*SET EXERCISE*:
Which lines include the word "index"? Copy each of them.
::::::::
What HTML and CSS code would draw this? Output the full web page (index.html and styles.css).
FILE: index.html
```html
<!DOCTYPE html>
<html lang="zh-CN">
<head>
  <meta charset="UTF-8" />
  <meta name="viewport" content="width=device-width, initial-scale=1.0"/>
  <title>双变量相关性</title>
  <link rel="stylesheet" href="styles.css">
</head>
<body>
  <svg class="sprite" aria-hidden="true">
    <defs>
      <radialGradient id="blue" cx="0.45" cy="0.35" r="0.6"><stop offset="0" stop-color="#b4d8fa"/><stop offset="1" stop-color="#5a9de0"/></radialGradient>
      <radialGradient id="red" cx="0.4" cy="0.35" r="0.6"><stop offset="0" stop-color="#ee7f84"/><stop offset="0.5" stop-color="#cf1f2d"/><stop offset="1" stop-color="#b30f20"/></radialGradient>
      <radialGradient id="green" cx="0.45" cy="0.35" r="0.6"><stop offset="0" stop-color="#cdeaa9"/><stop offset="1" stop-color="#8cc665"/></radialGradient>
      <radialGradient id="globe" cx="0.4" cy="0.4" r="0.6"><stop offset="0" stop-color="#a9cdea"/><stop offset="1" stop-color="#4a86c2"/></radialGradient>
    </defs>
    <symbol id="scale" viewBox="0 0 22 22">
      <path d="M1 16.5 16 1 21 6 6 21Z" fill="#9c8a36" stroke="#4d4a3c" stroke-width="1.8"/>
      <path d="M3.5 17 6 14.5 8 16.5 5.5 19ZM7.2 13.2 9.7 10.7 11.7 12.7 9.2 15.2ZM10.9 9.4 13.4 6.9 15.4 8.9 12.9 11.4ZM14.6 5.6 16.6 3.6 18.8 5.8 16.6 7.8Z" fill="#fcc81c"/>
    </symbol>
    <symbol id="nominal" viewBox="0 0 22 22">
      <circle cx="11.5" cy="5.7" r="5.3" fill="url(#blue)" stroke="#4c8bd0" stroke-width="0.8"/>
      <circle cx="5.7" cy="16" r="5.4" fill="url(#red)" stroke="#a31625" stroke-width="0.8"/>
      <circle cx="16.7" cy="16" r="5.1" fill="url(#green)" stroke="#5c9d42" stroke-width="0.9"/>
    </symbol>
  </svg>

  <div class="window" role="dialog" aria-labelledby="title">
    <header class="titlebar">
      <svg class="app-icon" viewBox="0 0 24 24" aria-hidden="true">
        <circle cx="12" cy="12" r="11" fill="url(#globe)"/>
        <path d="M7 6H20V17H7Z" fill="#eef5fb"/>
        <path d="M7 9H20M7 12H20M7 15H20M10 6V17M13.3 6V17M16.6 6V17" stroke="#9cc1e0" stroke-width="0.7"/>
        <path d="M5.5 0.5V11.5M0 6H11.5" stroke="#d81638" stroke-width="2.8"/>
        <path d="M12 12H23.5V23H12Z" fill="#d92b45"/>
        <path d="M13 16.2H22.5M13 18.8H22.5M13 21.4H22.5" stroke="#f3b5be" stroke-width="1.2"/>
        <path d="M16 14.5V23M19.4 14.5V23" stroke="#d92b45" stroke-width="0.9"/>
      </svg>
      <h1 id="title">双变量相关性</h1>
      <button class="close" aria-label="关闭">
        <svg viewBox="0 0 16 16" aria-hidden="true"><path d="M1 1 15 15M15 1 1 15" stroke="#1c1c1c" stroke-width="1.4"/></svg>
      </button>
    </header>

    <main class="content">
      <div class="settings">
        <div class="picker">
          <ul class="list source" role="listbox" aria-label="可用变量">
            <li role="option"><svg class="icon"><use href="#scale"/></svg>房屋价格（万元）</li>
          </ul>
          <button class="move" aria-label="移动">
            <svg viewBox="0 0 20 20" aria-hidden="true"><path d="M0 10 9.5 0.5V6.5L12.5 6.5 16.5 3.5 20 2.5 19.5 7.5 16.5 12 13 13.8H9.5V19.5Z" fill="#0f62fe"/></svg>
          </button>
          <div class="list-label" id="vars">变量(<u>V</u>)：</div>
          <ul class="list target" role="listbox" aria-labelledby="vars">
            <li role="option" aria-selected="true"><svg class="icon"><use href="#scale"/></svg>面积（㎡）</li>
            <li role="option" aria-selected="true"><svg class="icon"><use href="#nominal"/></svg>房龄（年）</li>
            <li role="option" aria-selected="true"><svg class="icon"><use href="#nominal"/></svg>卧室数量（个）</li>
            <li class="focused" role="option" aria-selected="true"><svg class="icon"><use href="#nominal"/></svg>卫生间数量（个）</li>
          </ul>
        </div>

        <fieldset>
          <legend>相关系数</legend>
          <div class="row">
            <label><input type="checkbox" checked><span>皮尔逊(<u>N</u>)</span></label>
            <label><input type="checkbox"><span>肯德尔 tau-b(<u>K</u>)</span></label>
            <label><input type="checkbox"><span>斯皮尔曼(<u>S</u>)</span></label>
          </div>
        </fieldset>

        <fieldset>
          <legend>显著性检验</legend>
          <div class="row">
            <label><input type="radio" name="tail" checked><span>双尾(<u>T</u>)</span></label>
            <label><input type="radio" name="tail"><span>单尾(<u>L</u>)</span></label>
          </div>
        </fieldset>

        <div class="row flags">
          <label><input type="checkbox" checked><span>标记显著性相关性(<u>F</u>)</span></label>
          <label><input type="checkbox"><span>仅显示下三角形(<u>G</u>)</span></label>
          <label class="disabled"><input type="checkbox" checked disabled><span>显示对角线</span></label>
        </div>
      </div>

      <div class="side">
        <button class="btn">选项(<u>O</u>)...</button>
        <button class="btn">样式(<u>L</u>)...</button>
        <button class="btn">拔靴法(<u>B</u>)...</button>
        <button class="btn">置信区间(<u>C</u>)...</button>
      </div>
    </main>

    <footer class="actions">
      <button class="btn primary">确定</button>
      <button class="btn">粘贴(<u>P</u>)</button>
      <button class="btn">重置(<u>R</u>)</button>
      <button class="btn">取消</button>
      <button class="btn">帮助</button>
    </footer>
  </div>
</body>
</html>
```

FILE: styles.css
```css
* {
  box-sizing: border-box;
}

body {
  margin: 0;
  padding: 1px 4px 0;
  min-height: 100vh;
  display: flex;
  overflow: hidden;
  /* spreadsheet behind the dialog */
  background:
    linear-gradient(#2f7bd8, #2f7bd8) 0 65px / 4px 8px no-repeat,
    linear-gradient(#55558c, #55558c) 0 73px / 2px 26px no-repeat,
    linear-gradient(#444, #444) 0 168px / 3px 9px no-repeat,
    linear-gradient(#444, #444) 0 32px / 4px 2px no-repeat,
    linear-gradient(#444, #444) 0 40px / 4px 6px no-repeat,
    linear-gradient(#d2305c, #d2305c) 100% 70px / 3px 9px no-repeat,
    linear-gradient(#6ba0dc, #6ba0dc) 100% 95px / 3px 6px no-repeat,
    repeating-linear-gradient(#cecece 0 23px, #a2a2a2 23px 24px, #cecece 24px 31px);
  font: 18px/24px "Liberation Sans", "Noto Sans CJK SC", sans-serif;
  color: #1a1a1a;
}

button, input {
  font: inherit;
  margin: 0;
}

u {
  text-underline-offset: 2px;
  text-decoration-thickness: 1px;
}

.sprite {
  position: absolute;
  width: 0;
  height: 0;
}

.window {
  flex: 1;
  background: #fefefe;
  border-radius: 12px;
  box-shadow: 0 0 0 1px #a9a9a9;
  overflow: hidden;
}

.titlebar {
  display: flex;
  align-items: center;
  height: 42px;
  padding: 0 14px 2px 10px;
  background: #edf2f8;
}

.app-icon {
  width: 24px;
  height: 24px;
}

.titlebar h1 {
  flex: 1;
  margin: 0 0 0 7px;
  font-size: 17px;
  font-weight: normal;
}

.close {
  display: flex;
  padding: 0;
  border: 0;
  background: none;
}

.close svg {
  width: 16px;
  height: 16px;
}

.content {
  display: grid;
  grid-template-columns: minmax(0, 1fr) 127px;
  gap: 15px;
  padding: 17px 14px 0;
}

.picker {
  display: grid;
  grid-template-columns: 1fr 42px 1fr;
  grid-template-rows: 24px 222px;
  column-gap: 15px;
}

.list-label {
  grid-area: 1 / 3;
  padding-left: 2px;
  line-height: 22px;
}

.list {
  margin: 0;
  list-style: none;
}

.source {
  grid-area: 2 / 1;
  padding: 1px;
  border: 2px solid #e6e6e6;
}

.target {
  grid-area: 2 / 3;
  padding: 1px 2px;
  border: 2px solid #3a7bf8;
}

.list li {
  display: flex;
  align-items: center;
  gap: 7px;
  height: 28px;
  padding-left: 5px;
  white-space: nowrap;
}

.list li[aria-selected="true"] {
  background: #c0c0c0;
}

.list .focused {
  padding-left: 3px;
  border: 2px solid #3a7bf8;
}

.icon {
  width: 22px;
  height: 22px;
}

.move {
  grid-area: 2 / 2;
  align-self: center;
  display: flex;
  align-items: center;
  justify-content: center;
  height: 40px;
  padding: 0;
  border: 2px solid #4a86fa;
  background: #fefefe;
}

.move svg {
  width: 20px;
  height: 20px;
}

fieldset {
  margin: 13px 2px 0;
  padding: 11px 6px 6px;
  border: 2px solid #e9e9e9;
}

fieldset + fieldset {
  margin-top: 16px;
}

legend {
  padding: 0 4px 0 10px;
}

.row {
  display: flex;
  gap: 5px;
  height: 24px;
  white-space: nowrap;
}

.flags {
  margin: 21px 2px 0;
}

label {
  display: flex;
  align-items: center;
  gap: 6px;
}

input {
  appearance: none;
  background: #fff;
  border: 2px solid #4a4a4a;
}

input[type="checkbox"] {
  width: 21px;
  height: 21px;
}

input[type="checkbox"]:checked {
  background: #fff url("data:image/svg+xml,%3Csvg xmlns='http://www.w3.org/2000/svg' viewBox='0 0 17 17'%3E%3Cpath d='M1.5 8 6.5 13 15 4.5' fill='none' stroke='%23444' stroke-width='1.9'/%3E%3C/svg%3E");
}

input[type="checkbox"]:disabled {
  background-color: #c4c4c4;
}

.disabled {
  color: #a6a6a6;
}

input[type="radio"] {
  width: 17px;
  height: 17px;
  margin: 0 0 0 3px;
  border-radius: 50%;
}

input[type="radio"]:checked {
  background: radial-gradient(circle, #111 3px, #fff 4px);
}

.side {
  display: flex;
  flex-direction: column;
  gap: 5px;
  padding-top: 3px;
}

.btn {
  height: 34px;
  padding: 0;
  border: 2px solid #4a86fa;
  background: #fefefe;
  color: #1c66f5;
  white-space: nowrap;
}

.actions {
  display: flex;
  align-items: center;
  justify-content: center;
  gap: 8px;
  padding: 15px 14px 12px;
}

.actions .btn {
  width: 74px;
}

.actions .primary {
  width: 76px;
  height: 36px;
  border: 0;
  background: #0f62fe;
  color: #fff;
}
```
::::::::
*REPLY*:
What HTML and CSS code would draw this? Output the full web page (index.html and styles.css).
FILE: index.html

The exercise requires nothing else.